FAMILIES OF crew members who died in the 1985 mid-air bomb explosion aboard an Air India flight have asked for the wreckage to be sent back to India for a memorial to commemorate the tragedy.
 
“As you are aware that Canada and Ireland have built four memorials and one memorial respectively, but we have none in India,’’ the son of pilot Narendra Singh Hanse, wife of co-pilot Satwinder Singh Bhinder and mother of flight attendant Shyla Juju said in a recent letter to Indian Prime Minister Manmohan Singh.
 
The Globe and Mail further quoted them, as saying: “We do request your office to consider building a Kanishka memorial in Delhi for remembrance of those whose lives were sacrificed for no fault of their own,” they said, referring to the ill-fated plane by its formal name of Kanishka.
 
But the RCMP are reluctant to let go of the rumpled fragments of fuselage, charred passenger seats and twisted scraps of wing flaps that were brought up from the ocean floor 20 years ago.
 
“The wreckage is owned by the government of India but the RCMP, or Canada has custody of it and will maintain custody until there is no possibility of a future trial, because it is all considered evidence,” Inspector Tim Shields, spokesperson for RCMP E Division in Vancouver, said Monday in an interview.
 
The Boeing 747 was flying at 31,000 feet when the bomb exploded.
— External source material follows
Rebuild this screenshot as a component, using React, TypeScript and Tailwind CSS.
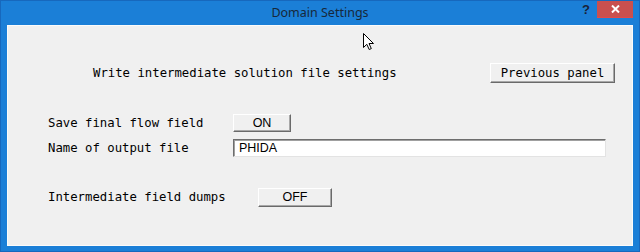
import React from "react";

const mono = { fontFamily: '"DejaVu Sans Mono", "Liberation Mono", monospace' };
const sans = { fontFamily: '"Liberation Sans", Arial, sans-serif' };

function Btn({ w, h, children, monoFont }: { w: string; h: string; children: React.ReactNode; monoFont?: boolean }) {
  return (
    <div
      className={`${w} ${h} flex items-center justify-center bg-[#f0f0f0] border border-t-white border-l-white border-b-[#6a6a6a] border-r-[#6a6a6a] shadow-[inset_-1px_-1px_0_#a8a8a8] text-black ${monoFont ? "text-[12.3px]" : "text-[12.5px]"}`}
      style={monoFont ? mono : sans}
    >
      {children}
    </div>
  );
}

export default function App() {
  return (
    <div className="relative w-[640px] h-[252px] bg-[#1b7fd7] border border-[#1768bd] flex flex-col overflow-hidden">
      {/* Title bar */}
      <div className="h-[24px] grid grid-cols-[1fr_auto_1fr] items-start shrink-0">
        <div />
        <div
          className="pt-[4px] text-[12.5px] leading-[16px] text-[#17283a]"
          style={{ fontFamily: '"Noto Sans", "Open Sans", sans-serif' }}
        >
          Domain Settings
        </div>
        <div className="flex justify-end items-start pr-[6px]">
          <div
            className="mt-[2px] mr-[7px] text-[13px] font-bold leading-[14px] text-[#1a1f36]"
            style={sans}
          >
            ?
          </div>
          <div className="w-[36px] h-[17px] bg-[#c9504f] border-b border-[#e34a4a] flex items-center justify-center">
            <svg width="9" height="8" viewBox="0 0 9 8">
              <path d="M1 0.5 L8 7.5 M8 0.5 L1 7.5" stroke="white" strokeWidth="2" />
            </svg>
          </div>
        </div>
      </div>

      {/* Client area */}
      <div className="mx-[6px] mb-[5px] flex-1 bg-[#f0f0f0] border border-[#fbfbfb] flex flex-col">
        <div className="mt-[37px] h-[20px] flex items-center justify-between pl-[85px] pr-[17px]">
          <span className="text-[12.3px] text-black whitespace-pre" style={mono}>
            Write intermediate solution file settings
          </span>
          <Btn w="w-[125px]" h="h-[20px]" monoFont>
            Previous panel
          </Btn>
        </div>

        <div className="mt-[31px] h-[18px] flex items-center pl-[40px]">
          <span className="w-[185px] text-[12.3px] text-black whitespace-pre" style={mono}>
            Save final flow field
          </span>
          <Btn w="w-[58px]" h="h-[18px]">ON</Btn>
        </div>

        <div className="mt-[7px] h-[18px] flex items-center pl-[40px]">
          <span className="w-[185px] text-[12.3px] text-black whitespace-pre" style={mono}>
            Name of output file
          </span>
          <div
            className="w-[373px] h-[18px] bg-white border border-t-[#6d6d6d] border-l-[#6d6d6d] border-b-[#e3e3e3] border-r-[#e3e3e3] shadow-[inset_1px_1px_0_#a0a0a0] flex items-center pl-[5px] text-[12.5px] text-black"
            style={sans}
          >
            PHIDA
          </div>
        </div>

        <div className="mt-[31px] h-[19px] flex items-center pl-[40px]">
          <span className="w-[210px] text-[12.3px] text-black whitespace-pre" style={mono}>
            Intermediate field dumps
          </span>
          <Btn w="w-[74px]" h="h-[19px]">OFF</Btn>
        </div>
      </div>

      {/* Mouse cursor overlay */}
      <svg className="absolute left-[362px] top-[32px]" width="12" height="18" viewBox="0 0 12 18">
        <path
          d="M0.5 0.5 L0.5 14.5 L3.8 11.3 L6.2 16.5 L8.3 15.6 L6 10.5 L10.5 10.5 Z"
          fill="white"
          stroke="black"
          strokeWidth="1"
          strokeLinejoin="miter"
        />
      </svg>
    </div>
  );
}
Deep-sea dives found only 159 pieces of metal, about five per cent of the aircraft.
 
The aircraft was partially rebuilt with retrieved fragments and fabricated pieces of metal for the trial of two B.C. men accused of playing a role in the conspiracy to blow up the plane.
 
The wreckage is currently stored in a RCMP warehouse at an undisclosed location.